• _Task prompt_:
Return the whole listing, line for line, without the pictures in it.

--- START ---

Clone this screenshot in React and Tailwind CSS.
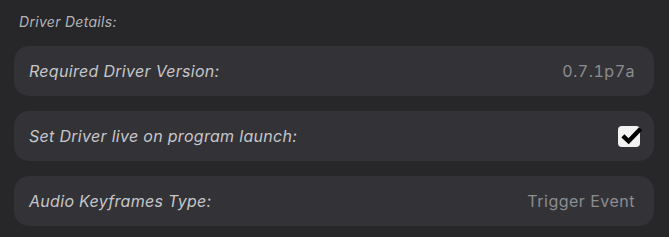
export default function App() {
  const rows = [
    { label: "Required Driver Version:", value: "0.7.1p7a" },
    { label: "Set Driver live on program launch:", checked: true },
    { label: "Audio Keyframes Type:", value: "Trigger Event" },
  ];

  return (
    <div className="h-[237px] w-[669px] bg-[#27272a] px-[14px] pt-[13px] font-['Inter','Liberation_Sans',sans-serif]">
      <p className="pl-[5px] text-[14px] italic leading-[18px] tracking-[0.3px] text-[#b4b4b8]">Driver Details:</p>
      <div className="mt-[15px] flex w-[640px] flex-col gap-[15px]">
        {rows.map((row) => (
          <div
            key={row.label}
            className="flex h-[50px] items-center justify-between rounded-[15px] bg-[#333337] pl-[15px] pr-[19px]"
          >
            <span className="text-[16px] italic tracking-[0.3px] text-[#c6c6ca]">{row.label}</span>
            {row.checked ? (
              <span className="relative mr-[-5px] flex h-[21px] w-[22px] items-center justify-center rounded-[4px] bg-[#f2f2f2]">
                <svg viewBox="0 0 24 24" className="absolute left-[2px] top-[-2px] h-[23px] w-[23px]">
                  <path d="M3 12.5 L9 18 L21.5 5" fill="none" stroke="#000" strokeWidth="4.6" strokeLinecap="butt" strokeLinejoin="miter" />
                </svg>
              </span>
            ) : (
              <span className="text-[16px] tabular-nums tracking-[0.5px] text-[#8c8c91]">{row.value}</span>
            )}
          </div>
        ))}
      </div>
    </div>
  );
}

--- END ---

• _Answer to this task_:
Clone this screenshot in React and Tailwind CSS.
export default function App() {
  const rows = [
    { label: "Required Driver Version:", value: "0.7.1p7a" },
    { label: "Set Driver live on program launch:", checked: true },
    { label: "Audio Keyframes Type:", value: "Trigger Event" },
  ];

  return (
    <div className="h-[237px] w-[669px] bg-[#27272a] px-[14px] pt-[13px] font-['Inter','Liberation_Sans',sans-serif]">
      <p className="pl-[5px] text-[14px] italic leading-[18px] tracking-[0.3px] text-[#b4b4b8]">Driver Details:</p>
      <div className="mt-[15px] flex w-[640px] flex-col gap-[15px]">
        {rows.map((row) => (
          <div
            key={row.label}
            className="flex h-[50px] items-center justify-between rounded-[15px] bg-[#333337] pl-[15px] pr-[19px]"
          >
            <span className="text-[16px] italic tracking-[0.3px] text-[#c6c6ca]">{row.label}</span>
            {row.checked ? (
              <span className="relative mr-[-5px] flex h-[21px] w-[22px] items-center justify-center rounded-[4px] bg-[#f2f2f2]">
                <svg viewBox="0 0 24 24" className="absolute left-[2px] top-[-2px] h-[23px] w-[23px]">
                  <path d="M3 12.5 L9 18 L21.5 5" fill="none" stroke="#000" strokeWidth="4.6" strokeLinecap="butt" strokeLinejoin="miter" />
                </svg>
              </span>
            ) : (
              <span className="text-[16px] tabular-nums tracking-[0.5px] text-[#8c8c91]">{row.value}</span>
            )}
          </div>
        ))}
      </div>
    </div>
  );
}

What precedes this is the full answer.